→ **RECORDED INFORMATION**

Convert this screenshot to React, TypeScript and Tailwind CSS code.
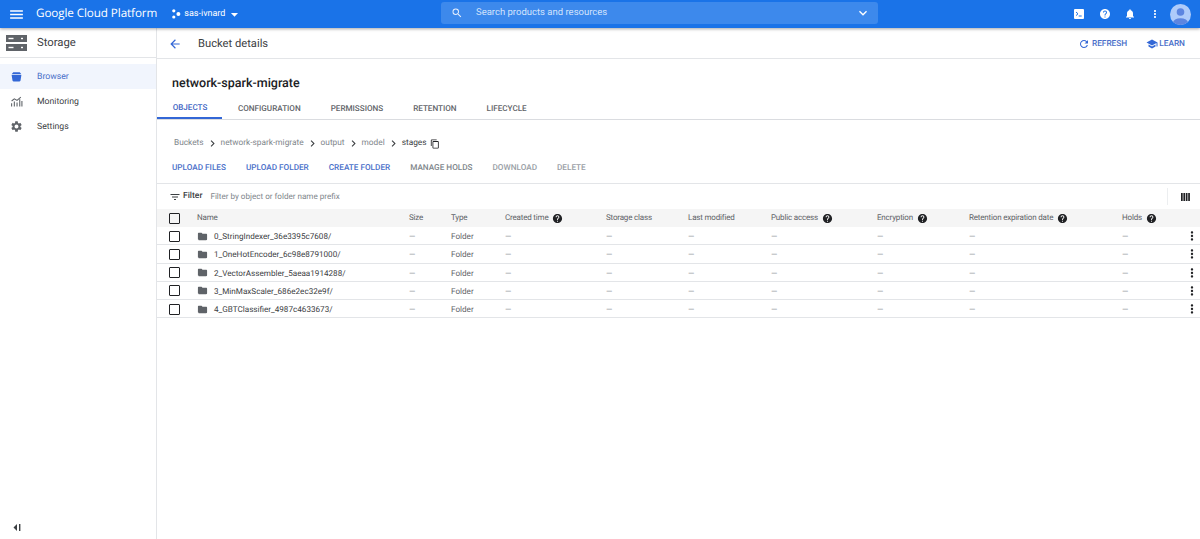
import React from "react";

const help = "M12 2C6.48 2 2 6.48 2 12s4.48 10 10 10 10-4.48 10-10S17.52 2 12 2zm1 17h-2v-2h2v2zm2.07-7.75l-.9.92C13.45 12.9 13 13.5 13 15h-2v-.5c0-1.1.45-2.1 1.17-2.83l1.24-1.26c.37-.36.59-.86.59-1.41 0-1.1-.9-2-2-2s-2 .9-2 2H8c0-2.21 1.79-4 4-4s4 1.79 4 4c0 .88-.36 1.68-.93 2.25z";

function Ic({ d, size, className }: { d: string; size: number; className?: string }) {
  return (
    <svg width={size} height={size} viewBox="0 0 24 24" fill="currentColor" className={"shrink-0 " + (className ?? "")}>
      <path d={d} />
    </svg>
  );
}

const Help = () => <Ic d={help} size={11} className="ml-[4px] text-[#202124]" />;

const Chevron = () => (
  <Ic d="M10 6L8.59 7.41 13.17 12l-4.58 4.59L10 18l6-6z" size={13} className="mx-[2px] text-[#3c4043]" />
);

const Check = () => <div className="h-[11px] w-[11px] rounded-[1px] border-[1.5px] border-[#202124]" />;

const rows = [
  "0_StringIndexer_36e3395c7608/",
  "1_OneHotEncoder_6c98e8791000/",
  "2_VectorAssembler_5aeaa1914288/",
  "3_MinMaxScaler_686e2ec32e9f/",
  "4_GBTClassifier_4987c4633673/",
];

const cols = "grid grid-cols-[40px_212px_42px_54px_101px_82px_83px_106px_92px_153px_62px_1fr] items-center";

function Dash() {
  return <span className="text-[#80868b]">—</span>;
}

export default function App() {
  return (
    <div className="flex h-[539px] w-[1200px] flex-col overflow-hidden bg-white font-['Roboto',sans-serif] text-[#3c4043] [text-rendering:geometricPrecision]">
      <header className="relative z-10 flex h-[28px] shrink-0 items-center bg-[#1a73e8] text-white shadow-[0_1px_3px_rgba(0,0,0,0.35)]">
        <Ic d="M3 18h18v-2H3v2zm0-5h18v-2H3v2zm0-7v2h18V6H3z" size={17} className="ml-[8px]" />
        <span className="ml-[11px] font-['Open_Sans',sans-serif] text-[11.7px] tracking-[-0.1px] whitespace-nowrap">Google Cloud Platform</span>
        <svg width="10" height="10" viewBox="0 0 10 10" fill="white" className="ml-[14px]">
          <circle cx="2.8" cy="1.8" r="1.6" />
          <circle cx="2.8" cy="8" r="1.6" />
          <circle cx="7.4" cy="5" r="2" />
        </svg>
        <span className="ml-[3px] pt-[1px] text-[9px] whitespace-nowrap">sas-ivnard</span>
        <Ic d="M7 10l5 5 5-5z" size={17} className="ml-[1px]" />
        <div className="absolute top-[2px] left-[441px] flex h-[22px] w-[437px] items-center rounded-[3px] bg-[#3d89ec] px-[10px]">
          <Ic d="M15.5 14h-.79l-.28-.27A6.47 6.47 0 0016 9.5 6.5 6.5 0 109.5 16c1.61 0 3.09-.59 4.23-1.57l.27.28v.79l5 4.99L20.49 19l-4.99-5zm-6 0C7.01 14 5 11.99 5 9.5S7.01 5 9.5 5 14 7.01 14 9.5 11.99 14 9.5 14z" size={12} className="text-[#e8f0fe]" />
          <span className="ml-[13px] pt-[1px] text-[9.5px] text-[#d2e3fc]">Search products and resources</span>
          <Ic d="M7.41 8.59L12 13.17l4.59-4.58L18 10l-6 6-6-6z" size={16} className="mr-[-3px] ml-auto" />
        </div>
        <div className="ml-auto flex items-center">
          <svg width="10" height="10" viewBox="0 0 10 10" className="mr-[15px]">
            <rect width="10" height="10" rx="1" fill="white" />
            <path d="M2 3l2 1.8L2 6.6M4.7 7h3" stroke="#1a73e8" strokeWidth="1" fill="none" />
          </svg>
          <Ic d={help} size={12} className="mr-[13px]" />
          <Ic d="M12 22c1.1 0 2-.9 2-2h-4c0 1.1.89 2 2 2zm6-6v-5c0-3.07-1.64-5.64-4.5-6.32V4c0-.83-.67-1.5-1.5-1.5s-1.5.67-1.5 1.5v.68C7.63 5.36 6 7.92 6 11v5l-2 2v1h16v-1l-2-2z" size={12} className="mr-[13px]" />
          <Ic d="M12 8c1.1 0 2-.9 2-2s-.9-2-2-2-2 .9-2 2 .9 2 2 2zm0 2c-1.1 0-2 .9-2 2s.9 2 2 2 2-.9 2-2-.9-2-2-2zm0 6c-1.1 0-2 .9-2 2s.9 2 2 2 2-.9 2-2-.9-2-2-2z" size={12} className="mr-[9px]" />
          <svg width="21" height="21" viewBox="0 0 21 21" className="mr-[9px]">
            <defs>
              <clipPath id="av"><circle cx="10.5" cy="10.5" r="10.5" /></clipPath>
            </defs>
            <g clipPath="url(#av)">
              <rect width="21" height="21" fill="#aecbfa" />
              <circle cx="10.5" cy="8" r="3.8" fill="#5c85e0" />
              <ellipse cx="10.5" cy="19" rx="7.5" ry="4.8" fill="#5c85e0" />
            </g>
          </svg>
        </div>
      </header>

      <div className="flex min-h-0 flex-1">
        <aside className="flex w-[157px] shrink-0 flex-col border-r border-[#e3e5e8]">
          <div className="flex h-[30px] shrink-0 items-center border-b border-[#e3e5e8] pt-[1px] pl-[6px]">
            <svg width="21" height="16" viewBox="0 0 21 16" fill="#5f6368">
              <rect width="21" height="7" />
              <rect y="9" width="21" height="7" />
              <rect x="2.5" y="2.8" width="5" height="1.4" fill="white" />
              <rect x="15" y="2.8" width="2" height="1.4" fill="white" />
              <rect x="2.5" y="11.8" width="5" height="1.4" fill="white" />
              <rect x="15" y="11.8" width="2" height="1.4" fill="white" />
            </svg>
            <span className="ml-[10px] pt-[1px] text-[11.3px] text-[#3c4043]">Storage</span>
          </div>
          <nav className="mt-[6px] flex flex-col text-[8.7px]">
            <div className="flex h-[25px] items-center bg-[#f1f5fd] pl-[10px] text-[#4a6fc9]">
              <svg width="13" height="13" viewBox="0 0 24 24" fill="#3367d6">
                <path d="M3 9h18l-1.5 10a2 2 0 01-2 2h-11a2 2 0 01-2-2L3 9zM6 4h12l3 4H3l3-4z" />
              </svg>
              <span className="ml-[14px] pt-[2px]">Browser</span>
            </div>
            <div className="flex h-[25px] items-center pl-[10px]">
              <svg width="13" height="13" viewBox="0 0 24 24" fill="none" stroke="#5f6368" strokeWidth="2">
                <path d="M3 21v-6M8 21v-9M13 21v-7M18 21V8M22 21V11M3 11l5-4 5 3 7-6" />
              </svg>
              <span className="ml-[14px] pt-[2px]">Monitoring</span>
            </div>
            <div className="flex h-[25px] items-center pl-[10px]">
              <Ic d="M19.14 12.94c.04-.3.06-.61.06-.94 0-.32-.02-.64-.07-.94l2.03-1.58a.49.49 0 00.12-.61l-1.92-3.32a.488.488 0 00-.59-.22l-2.39.96c-.5-.38-1.03-.7-1.62-.94l-.36-2.54a.484.484 0 00-.48-.41h-3.84c-.24 0-.43.17-.47.41l-.36 2.54c-.59.24-1.13.57-1.62.94l-2.39-.96c-.22-.08-.47 0-.59.22L2.74 8.87c-.12.21-.08.47.12.61l2.03 1.58c-.05.3-.09.63-.09.94s.02.64.07.94l-2.03 1.58a.49.49 0 00-.12.61l1.92 3.32c.12.22.37.29.59.22l2.39-.96c.5.38 1.03.7 1.62.94l.36 2.54c.05.24.24.41.48.41h3.84c.24 0 .44-.17.47-.41l.36-2.54c.59-.24 1.13-.56 1.62-.94l2.39.96c.22.08.47 0 .59-.22l1.92-3.32c.12-.22.07-.47-.12-.61l-2.01-1.58zM12 15.6c-1.98 0-3.6-1.62-3.6-3.6s1.62-3.6 3.6-3.6 3.6 1.62 3.6 3.6-1.62 3.6-3.6 3.6z" size={13} className="text-[#5f6368]" />
              <span className="ml-[14px] pt-[2px]">Settings</span>
            </div>
          </nav>
          <div className="mt-auto mb-[6px] pl-[11px]">
            <svg width="11" height="11" viewBox="0 0 11 11" fill="#3c4043">
              <path d="M6 2L2.5 5.5 6 9V2z" />
              <rect x="8" y="2" width="1.4" height="7" />
            </svg>
          </div>
        </aside>

        <main className="flex min-w-0 flex-1 flex-col">
          <div className="flex h-[31px] shrink-0 items-center border-b border-[#e3e5e8] pt-[1px]">
            <Ic d="M20 11H7.83l5.59-5.59L12 4l-8 8 8 8 1.41-1.41L7.83 13H20v-2z" size={14} className="ml-[11px] text-[#3367d6]" />
            <span className="ml-[16px] pt-[1px] text-[11.2px] text-[#3c4043]">Bucket details</span>
            <div className="ml-auto flex items-center text-[8.3px] font-medium text-[#4a6fc9]">
              <Ic d="M17.65 6.35A7.958 7.958 0 0012 4c-4.42 0-7.99 3.58-7.99 8s3.57 8 7.99 8c3.73 0 6.84-2.55 7.73-6h-2.08A5.99 5.99 0 0112 18c-3.31 0-6-2.69-6-6s2.69-6 6-6c1.66 0 3.14.69 4.22 1.78L13 11h7V4l-2.35 2.35z" size={12} className="text-[#3367d6]" />
              <span className="ml-[2px] pt-[1px]">REFRESH</span>
              <Ic d="M5 13.18v4L12 21l7-3.82v-4L12 17l-7-3.82zM12 3L1 9l11 6 9-4.91V17h2V9L12 3z" size={12} className="ml-[19px] text-[#3367d6]" />
              <span className="mr-[15px] ml-[1px] pt-[1px]">LEARN</span>
            </div>
          </div>

          <h1 className="mt-[16px] ml-[15px] text-[12.5px] leading-[18px] font-medium text-[#202124]">network-spark-migrate</h1>

          <div className="mt-[5px] flex h-[22px] shrink-0 items-stretch border-b border-[#dadce0] text-[8.1px] font-medium text-[#5f6368]">
            <div className="flex w-[65px] items-center justify-center border-b-2 border-[#3367d6] pl-[1px] text-[#3f66c4]">OBJECTS</div>
            <div className="ml-[16px] flex items-center">CONFIGURATION</div>
            <div className="ml-[30px] flex items-center">PERMISSIONS</div>
            <div className="ml-[30px] flex items-center">RETENTION</div>
            <div className="ml-[30px] flex items-center">LIFECYCLE</div>
          </div>

          <div className="mt-[16px] ml-[17px] flex h-[15px] items-center text-[8.3px] text-[#80868b]">
            <span>Buckets</span>
            <Chevron />
            <span>network-spark-migrate</span>
            <Chevron />
            <span>output</span>
            <Chevron />
            <span>model</span>
            <Chevron />
            <span className="text-[#3c4043]">stages</span>
            <Ic d="M16 1H4c-1.1 0-2 .9-2 2v14h2V3h12V1zm3 4H8c-1.1 0-2 .9-2 2v14c0 1.1.9 2 2 2h11c1.1 0 2-.9 2-2V7c0-1.1-.9-2-2-2zm0 16H8V7h11v14z" size={10} className="ml-[3px] text-[#202124]" />
          </div>

          <div className="mt-[10px] ml-[15px] flex h-[15px] items-center gap-[20px] text-[8.2px] font-medium text-[#4a6fc9]">
            <span>UPLOAD FILES</span>
            <span>UPLOAD FOLDER</span>
            <span>CREATE FOLDER</span>
            <span className="text-[#80868b]">MANAGE HOLDS</span>
            <span className="text-[#9aa0a6]">DOWNLOAD</span>
            <span className="text-[#9aa0a6]">DELETE</span>
          </div>

          <div className="mt-[7px] flex h-[26px] shrink-0 items-center border-t border-[#e3e5e8] pl-[12px]">
            <Ic d="M10 18h4v-2h-4v2zM3 6v2h18V6H3zm3 7h12v-2H6v2z" size={12} />
            <span className="ml-[2px] text-[8.5px] font-medium text-[#3c4043]">Filter</span>
            <span className="ml-[8px] text-[8.1px] text-[#80868b]">Filter by object or folder name prefix</span>
            <div className="ml-auto flex h-[17px] w-[33px] items-center justify-center border-l border-[#eceef0] pl-[2px]">
              <svg width="9" height="8" viewBox="0 0 9 8" fill="#202124">
                <rect width="1.7" height="8" />
                <rect x="2.4" width="1.7" height="8" />
                <rect x="4.8" width="1.7" height="8" />
                <rect x="7.2" width="1.7" height="8" />
              </svg>
            </div>
          </div>

          <div className={cols + " h-[18px] bg-[#f5f5f5] text-[8px] tracking-[-0.18px] text-[#5f6368]"}>
            <div className="pl-[12px]"><Check /></div>
            <div>Name</div>
            <div>Size</div>
            <div>Type</div>
            <div className="flex items-center">Created time<Help /></div>
            <div>Storage class</div>
            <div>Last modified</div>
            <div className="flex items-center">Public access<Help /></div>
            <div className="flex items-center">Encryption<Help /></div>
            <div className="flex items-center">Retention expiration date<Help /></div>
            <div className="flex items-center">Holds<Help /></div>
            <div />
          </div>

          {rows.map((name) => (
            <div key={name} className={cols + " h-[18.25px] border-b border-[#e3e5e8] pt-[1px] text-[8.15px] text-[#5f6368]"}>
              <div className="pl-[12px]"><Check /></div>
              <div className="flex items-center text-[#3c4043]">
                <Ic d="M10 4H4c-1.1 0-1.99.9-1.99 2L2 18c0 1.1.9 2 2 2h16c1.1 0 2-.9 2-2V8c0-1.1-.9-2-2-2h-8l-2-2z" size={11} className="text-[#5f6368]" />
                <span className="ml-[6px]">{name}</span>
              </div>
              <div><Dash /></div>
              <div>Folder</div>
              <div><Dash /></div>
              <div><Dash /></div>
              <div><Dash /></div>
              <div><Dash /></div>
              <div><Dash /></div>
              <div><Dash /></div>
              <div><Dash /></div>
              <div className="flex justify-end pr-[1px]">
                <Ic d="M12 8c1.1 0 2-.9 2-2s-.9-2-2-2-2 .9-2 2 .9 2 2 2zm0 2c-1.1 0-2 .9-2 2s.9 2 2 2 2-.9 2-2-.9-2-2-2zm0 6c-1.1 0-2 .9-2 2s.9 2 2 2 2-.9 2-2-.9-2-2-2z" size={14} className="text-[#202124]" />
              </div>
            </div>
          ))}
        </main>
      </div>
    </div>
  );
}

→ **EXERCISE DIRECTIONS**
Copy exactly the lines running from the beginning of the listing through the line that has "6.48 2 12s4.48". Drop the pictures.

→ **REPLY**
Convert this screenshot to React, TypeScript and Tailwind CSS code.
import React from "react";

const help = "M12 2C6.48 2 2 6.48 2 12s4.48 10 10 10 10-4.48 10-10S17.52 2 12 2zm1 17h-2v-2h2v2zm2.07-7.75l-.9.92C13.45 12.9 13 13.5 13 15h-2v-.5c0-1.1.45-2.1 1.17-2.83l1.24-1.26c.37-.36.59-.86.59-1.41 0-1.1-.9-2-2-2s-2 .9-2 2H8c0-2.21 1.79-4 4-4s4 1.79 4 4c0 .88-.36 1.68-.93 2.25z";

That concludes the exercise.